One problem I had with the book was that I have a problem with the romantic suspense sub-genre in general, and this was, in fact, romantic suspense with a large dash of paranormal. Every now and then I decide to try this genre out again, and it never quite works for me. I can’t handle the juxtaposition of realistic violence and romance. I read science fiction romance that has tons of action, but even then I prefer the violence not to be terribly realistic and not to involve violence against women or kids unless the women and/or kids are able to defend themselves – I do love a kick-ass heroine. Spirited is not terribly graphic, and a lot of the violence happens off-page, but it does involve violence against women (none of whom are terribly kick-ass, although Jules kicks the shit out of a mugger), children, and a pregnant woman.
It’s not the fault of Spirited that it happens to be part of a sub-genre that I’m not comfortable with.
My more-quantifiable general problems with the book had to do with believability. I do not believe that a seasoned cop would so quickly dismiss the possibility that the person who is connected to the murder in more than one way might be involved with the murder. Or that this couple would be so overcome with lust that they would have sexy times after he’s done interviewing her (he’s very careful about that) but before the case is closed and even before a suspect has been named. Seriously, Jules and Seth are so overcome with insta-lust that for most of the book I assumed they were under some sort of supernatural influence.
Also, Seth starts calling Jules “Precious” about two minutes after he meets her. I don’t believe a cop would call a person involved in a murder case “Precious” and in general, if a guy were to start calling me “Precious” on such short acquaintance I would kick him. If my husband calls me “Precious”, I assume he’s making a Lord of the Rings joke. If a stranger calls me “Precious”, I assume he’s a condescending asshole, not a hunk of love.
But after a while, I sort of relaxed into the insanity. This is not a documentary about police procedure. But aside from the pile of corpses that accumulates over the course of the book, it’s a lovely fantasy about someone who is lonely and hurt and vulnerable getting to feel both respected and protected by a great guy she can really count on, and finding family in the process. Jules makes peace with her supernatural powers, reconnects with her family, and finds true love. Jules has a history of abandonment and being hurt, and Seth is protective and reliable.
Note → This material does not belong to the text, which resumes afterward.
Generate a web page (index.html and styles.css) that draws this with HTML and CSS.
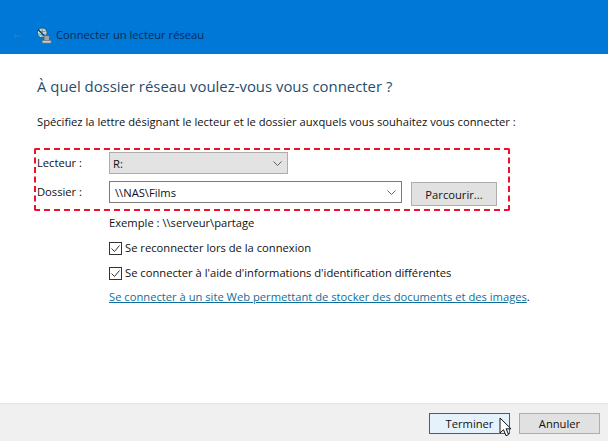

Sean gets to feel competent and he earns the respect of his peers and the girl he loves.
Look, I had big mood swings about this book. I think “Pimps and Hos” parties are offensive. I find it offensive that a homeless guy’s death is considered to be OK because it allowed him serve one last higher purpose (saving a middle class white woman) before going into the light. I find it offensive that the hero calls the heroine a pet name right off the bat. She’s not the One Ring, and she’s not your pet poodle, so how ‘bout you USE HER DAMN NAME? Everyone seems to have an IQ of negative five and no one acts like a normal person. Seriously, no one had a single coherent thought in the entire course of the story.
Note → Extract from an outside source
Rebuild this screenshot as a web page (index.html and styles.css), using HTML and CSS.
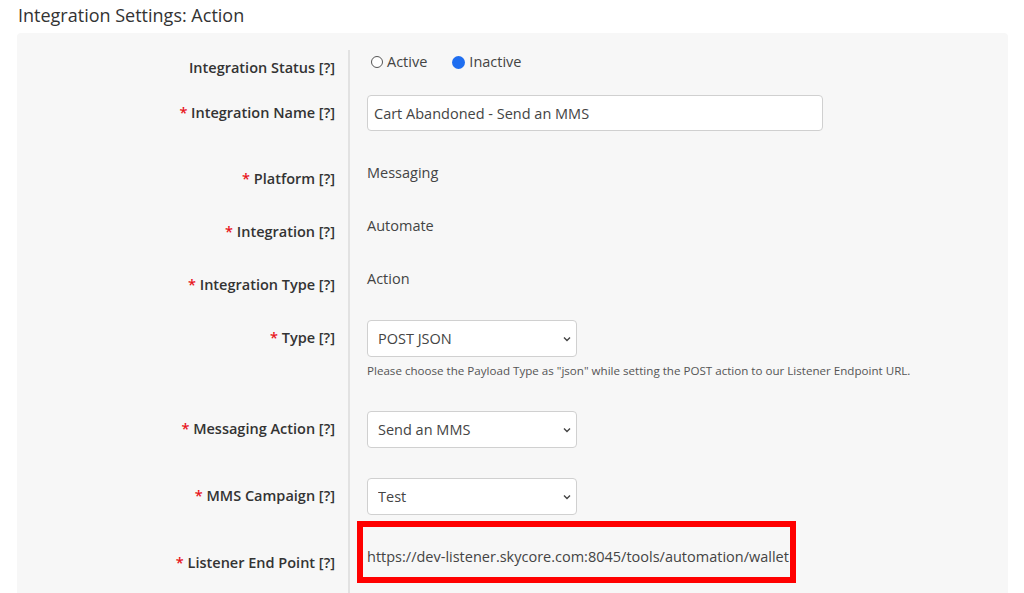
FILE: index.html
```html
<!DOCTYPE html>
<html lang="en">
<head>
    <meta charset="UTF-8">
    <meta name="viewport" content="width=device-width, initial-scale=1.0">
    <title>Integration Settings: Action</title>
    <link rel="stylesheet" href="styles.css">
</head>
<body>

    <!-- Page title -->
    <h1 class="page-title">Integration Settings: Action</h1>

    <!-- Settings form -->
    <form class="settings-panel">

        <div class="form-row form-row-tight">
            <label class="form-label">Integration Status [?]</label>
            <div class="form-field">
                <div class="radio-group">
                    <label class="radio-option"><input type="radio" name="status"> Active</label>
                    <label class="radio-option"><input type="radio" name="status" checked> Inactive</label>
                </div>
            </div>
        </div>

        <div class="form-row">
            <label class="form-label"><span class="required">*</span> Integration Name [?]</label>
            <div class="form-field">
                <input class="text-input" type="text" value="Cart Abandoned - Send an MMS">
            </div>
        </div>

        <div class="form-row">
            <label class="form-label"><span class="required">*</span> Platform [?]</label>
            <div class="form-field">
                <p class="static-value">Messaging</p>
            </div>
        </div>

        <div class="form-row">
            <label class="form-label"><span class="required">*</span> Integration [?]</label>
            <div class="form-field">
                <p class="static-value">Automate</p>
            </div>
        </div>

        <div class="form-row">
            <label class="form-label"><span class="required">*</span> Integration Type [?]</label>
            <div class="form-field">
                <p class="static-value">Action</p>
            </div>
        </div>

        <div class="form-row">
            <label class="form-label"><span class="required">*</span> Type [?]</label>
            <div class="form-field">
                <select class="select-input">
                    <option>POST JSON</option>
                </select>
                <p class="help-text">Please choose the Payload Type as "json" while setting the POST action to our Listener Endpoint URL.</p>
            </div>
        </div>

        <div class="form-row">
            <label class="form-label"><span class="required">*</span> Messaging Action [?]</label>
            <div class="form-field">
                <select class="select-input">
                    <option>Send an MMS</option>
                </select>
            </div>
        </div>

        <div class="form-row">
            <label class="form-label"><span class="required">*</span> MMS Campaign [?]</label>
            <div class="form-field">
                <select class="select-input">
                    <option>Test</option>
                </select>
            </div>
        </div>

        <div class="form-row">
            <label class="form-label"><span class="required">*</span> Listener End Point [?]</label>
            <div class="form-field">
                <p class="static-value endpoint">https://dev-listener.skycore.com:8045/tools/automation/wallet</p>
            </div>
        </div>

    </form>

</body>
</html>
```

FILE: styles.css
```css
body {
    margin: 0;
    font-family: 'Open Sans', 'Noto Sans', sans-serif;
    font-size: 14.5px;
    color: #444;
    background-color: #fff;
    overflow: hidden;
}

/* Page heading */
.page-title {
    margin: 0;
    padding: 3px 0 0 18px;
    height: 30px;
    font-size: 18px;
    font-weight: 400;
    line-height: 24px;
    color: #333;
}

/* Grey panel holding the form */
.settings-panel {
    margin: 0 16px 0 17px;
    padding-top: 17px;
    min-height: 560px;
    background-color: #f7f7f7;
    border-radius: 4px 4px 0 0;
}

/* One label + field row */
.form-row {
    display: grid;
    grid-template-columns: 331px 1fr;
}

.form-label {
    padding: 8px 13px 0 0;
    text-align: right;
    font-weight: 600;
    line-height: 20px;
    color: #333;
}

.required {
    color: #e8141b;
}

.form-field {
    border-left: 2px solid #e2e2e2;
    padding: 0 0 30px 17px;
}

.form-row-tight .form-field {
    padding-bottom: 23px;
}

/* Plain text values */
.static-value {
    margin: 0;
    padding-top: 1px;
    line-height: 22px;
    color: #444;
}

/* Radio buttons */
.radio-group {
    display: flex;
    gap: 21px;
    padding-top: 2px;
    line-height: 20px;
}

.radio-option {
    display: flex;
    align-items: center;
    gap: 4px;
    color: #444;
}

.radio-option input {
    appearance: none;
    margin: 0 0 0 4px;
    width: 12px;
    height: 12px;
    border: 1.5px solid #555;
    border-radius: 50%;
    background-color: #fff;
}

.radio-option input:checked {
    width: 13px;
    height: 13px;
    border: none;
    background-color: #1f6ef0;
}

/* Text input and selects */
.text-input,
.select-input {
    box-sizing: border-box;
    height: 36px;
    font-family: inherit;
    font-size: 14.5px;
    color: #444;
    background-color: #fff;
    border: 1px solid #d0d0d0;
    border-radius: 4px;
}

.text-input {
    display: block;
    width: 456px;
    padding: 0 6px;
}

.select-input {
    display: block;
    width: 210px;
    height: 37px;
    padding: 0 10px;
    appearance: none;
    background-image: url("data:image/svg+xml;utf8,<svg xmlns='http://www.w3.org/2000/svg' width='8' height='6' viewBox='0 0 8 6'><path d='M1 1.5l3 3 3-3' fill='none' stroke='%23444' stroke-width='1.4'/></svg>");
    background-repeat: no-repeat;
    background-position: right 5px center;
}

.help-text {
    margin: 4px 0 0;
    font-size: 11.6px;
    line-height: 20px;
    color: #555;
}

/* Red annotation frame round the endpoint URL */
.endpoint {
    position: relative;
    width: 424px;
    white-space: nowrap;
}

.endpoint::after {
    content: "";
    position: absolute;
    top: -24px;
    right: -5px;
    bottom: -15px;
    left: -10px;
    border: 6px solid #ff0000;
}
```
Yet I was strangely charmed and I kept reading, even though lately I will drop a book pretty quickly if it’s not working for me. I wanted to know what would happen next. I thought it was cute when Jules threatened to call Seth “Lambykins” if he calls her “Precious” and I thought it was cute when they had a conversation about the oregano at her parents’ house. I thought this romance was kind of a good example of the idea that you have to find a partner who matches your emotional baggage. And I found myself staying up to finish the book because I wanted to know what would happen next.
Would Jules, who had been told not to leave the cop’s apartment until he got back, for her own safety, decide to rush home (the bad guys know where she lives) to get clean underwear?
OF COURSE she would! And then what? It was like a cavalcade of madness but it was wildly entertaining once I learned to go with the flow.
I suspect this book will go over better with people who are more comfortable with some of the standard (and/or silly) tropes of romantic suspense. It’s goofy and funny – sometimes on purpose and sometimes by accident. There’s a lot of torrid sex of the standard variety. You know – a lot of licking and nibbling and plunging deeply. The sex writing was neither incredibly original nor cringingly awful. The ghost was seriously creepy and the side characters were underdeveloped but entertaining. I was truly happy for Jules and Seth at the end of the story. They will have reliable, moral, kind, slightly dim children. If you decide to read this book, just be prepared to surrender all logic, relax, and go with the flow.
Organic oregano is available online from many sources. Check your local listings.